Her list of awards, exhibitions and one-man shows is extensive and too long to list here. Suffice it to say that this woman had succeeded in the national and international art world. Her oil painting of veteran legislator, Hilda Brungot, is the only portrait of a woman, by a woman, to hang in the N.H. State House.
Her subjects come from a variety of sources. As any artist will attest, inspiration must be accepted when and where it presents itself.
"In all my traveling I record the images I've seen in my mind. If I have a certain technique I want to try, say a palette knife painting, I'll look for a simpler subject. For a woodcut I'll sketch my idea out first, but I'll never use a photograph," Fromm noted. The ultimate interpretation of a subject must be drawn from the vision within her, not as seen through the lens.
Her collected works have documented Tamworth and the surrounding area in a way that reflects a woman in harmony with her surroundings.
"I don't mind using landmarks in my work. Some artists won't paint recognizable landmarks because it's too easy to compare the finished product to reality," Fromm said.
"I remember one person who bought a woodcut of the Tamworth Library. When I told them they could go down the road and see the model, they weren't interested. They wanted a work of art, not a landmark," she added.
When evaluating Fromm's work it is the dramatic use of color that is most impressive. Shapes and colors blend and combine to create an aura that is reminiscent of Van Gogh's impressionistic work.

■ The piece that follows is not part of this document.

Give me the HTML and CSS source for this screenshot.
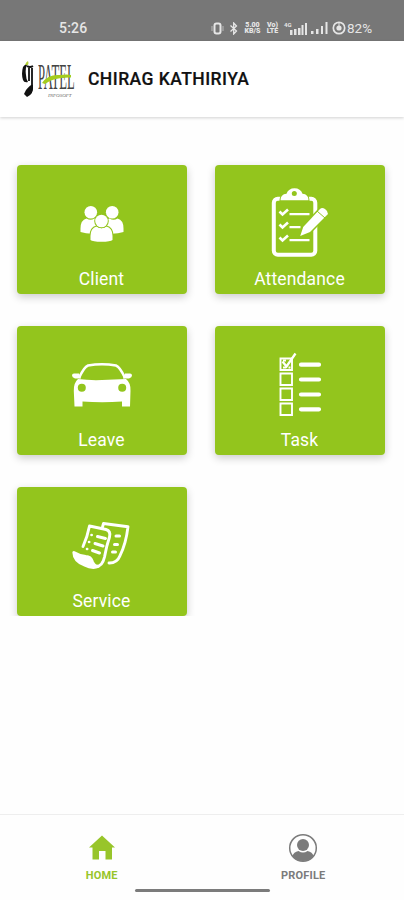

"Basically, I'm a colorist. For a painting using 100 colors in a foreground is not unusual. But, in printmaking and woodcuts you have to simplify – 12 or 13 colors at the most. I never use pure color, even a simple shade requires three or four colors mixed together," she explained.
Creating a woodcut print requires an extensive series of operations. After sketching out an idea roughly, a detailed drawing must be made. Following that, the same drawing must be made on the master block. Then comes the cutting of that block. After rolling out the ink on the block (always from the lightest to the darkest), the special paper is put in place. By rubbing the back of the paper with a spoon, the image is applied. Each color in a print is rubbed onto its own, specially carved block. In a print with 12 colors, that's a lot of carving.
Most of Fromm's woodcuts are produced in limited editions, and the blocks are then destroyed.
A visit to Fromm's gallery on Route 113 in Tamworth always offered even the most casual art aficionado an opportunity to glimpse this region through the rose-colored glasses of a true New Englander.
Willey Fromm is an American original, as is her work. Her idyllic scenes and tranquil landscapes bear the unmistakable mark of her style.
"Nobody can tell an artist what direction to take. I always do what feels right to me," she reflected. "I have learned over many years of painting that you can have criticism, but in the long run it has to be what you think is right that governs what you do."
And now let me draw one more picture for you: that of a young woman, an artist, surrounded by the tools of her trade, the canvases, easels, paints — working away earnestly on one creation, then another…as the years go by the woman grows older, her art becomes both more complex and more simply elemental at the same time…the decades pass and still she creates, always surrounded by her paints, her brushes, the light coming in through the window…her life itself has become her greatest creation, not just in form but in function.
Willey Fromm has always lived in the same world we do, she just saw it in the most beautiful light and shared what she saw with us all.